Multiple passes from FX were generated from Houdini for the compositing team and a cache of the geometry was provided to the lighting team. The nanite transition was rendered in V-Ray as an additional pass and then combined in Nuke.
That bridge sequence also has quite a bit of crowd work in it, how much of the crowd was digital? What did you use to create them?
Scott Edelstein, VFX Supervisor: There were a few shots at the beginning of the fight as people ran away where we used plates, but for the most part, the bridge sequence was entirely CG and all the crowds are digital. That said, there weren’t enough background characters to justify a full crowd system so most of the crowds were placed and animated into the scene by hand.
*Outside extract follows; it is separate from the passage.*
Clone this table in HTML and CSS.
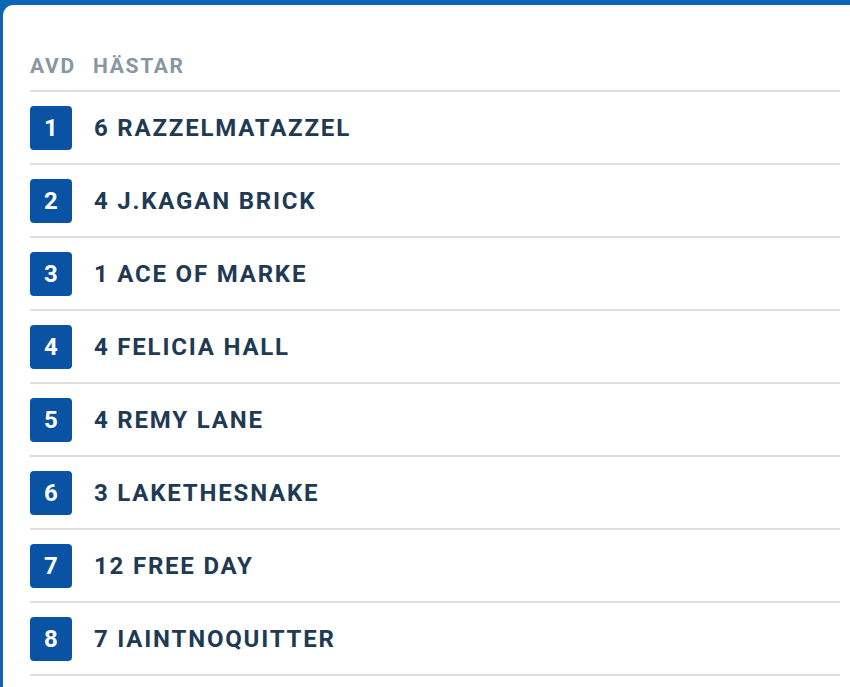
FILE: index.html
```html
<!DOCTYPE html>
<html lang="sv">
<head>
<meta charset="utf-8">
<title>Avdelningar</title>
<link rel="stylesheet" href="styles.css">
</head>
<body>
<div class="card">
  <div class="head">
    <span class="h-avd">AVD</span>
    <span class="h-horse">HÄSTAR</span>
  </div>
  <ul class="rows">
    <li class="row"><span class="badge">1</span><span class="name">6 RAZZELMATAZZEL</span></li>
    <li class="row"><span class="badge">2</span><span class="name">4 J.KAGAN BRICK</span></li>
    <li class="row"><span class="badge">3</span><span class="name">1 ACE OF MARKE</span></li>
    <li class="row"><span class="badge">4</span><span class="name">4 FELICIA HALL</span></li>
    <li class="row"><span class="badge">5</span><span class="name">4 REMY LANE</span></li>
    <li class="row"><span class="badge">6</span><span class="name">3 LAKETHESNAKE</span></li>
    <li class="row"><span class="badge">7</span><span class="name">12&nbsp;FREE DAY</span></li>
    <li class="row"><span class="badge">8</span><span class="name">7 IAINTNOQUITTER</span></li>
  </ul>
</div>
</body>
</html>
```
FILE: styles.css
```css
html, body {
  margin: 0;
  padding: 0;
  background: #0a66b6;
  height: 100%;
  overflow: hidden;
}
body {
  font-family: Roboto, "Liberation Sans", Arial, sans-serif;
}
.card {
  margin: 5px 0 0 3px;
  background: #ffffff;
  border-top-left-radius: 10px;
  padding: 0 10px 0 27px;
  height: 100%;
}
.head {
  display: flex;
  align-items: flex-start;
  height: 87px;
  box-sizing: border-box;
  padding-top: 49px;
  border-bottom: 2px solid #dedfe0;
}
.h-avd, .h-horse {
  font-size: 21px;
  font-weight: 700;
  color: #8895a2;
  letter-spacing: 1.7px;
  line-height: 24px;
}
.h-avd {
  width: 63px;
}
.rows {
  list-style: none;
  margin: 0;
  padding: 0;
}
.row {
  display: flex;
  align-items: center;
  gap: 22px;
  padding: 14px 0 13px;
  border-bottom: 2px solid #dedfe0;
}
.badge {
  width: 42px;
  height: 44px;
  border-radius: 4px;
  background: #0a52a4;
  color: #ffffff;
  font-size: 24px;
  font-weight: 700;
  display: flex;
  align-items: center;
  justify-content: center;
  flex: none;
}
.name {
  font-size: 24px;
  font-weight: 700;
  color: #213a54;
  letter-spacing: 1.8px;
}
```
There’s a major fight near the end of Act 2. What was your creation process like there? How much of the set is physical vs. digital?
Scott Edelstein, VFX Supervisor: The production team shot a lot of this sequence on a small practical set, however, due to editorial and story changes a lot of this ended up being fully CG. For the fight sequence, we recreated Happy’s entire apartment, as well as the hallway and the lobby of the building. The building itself also doesn’t exist so that was completely CG. Of course we try to keep as much of the photographed set as possible, but with all the interactive lighting and destruction that was happening, that often wasn’t possible.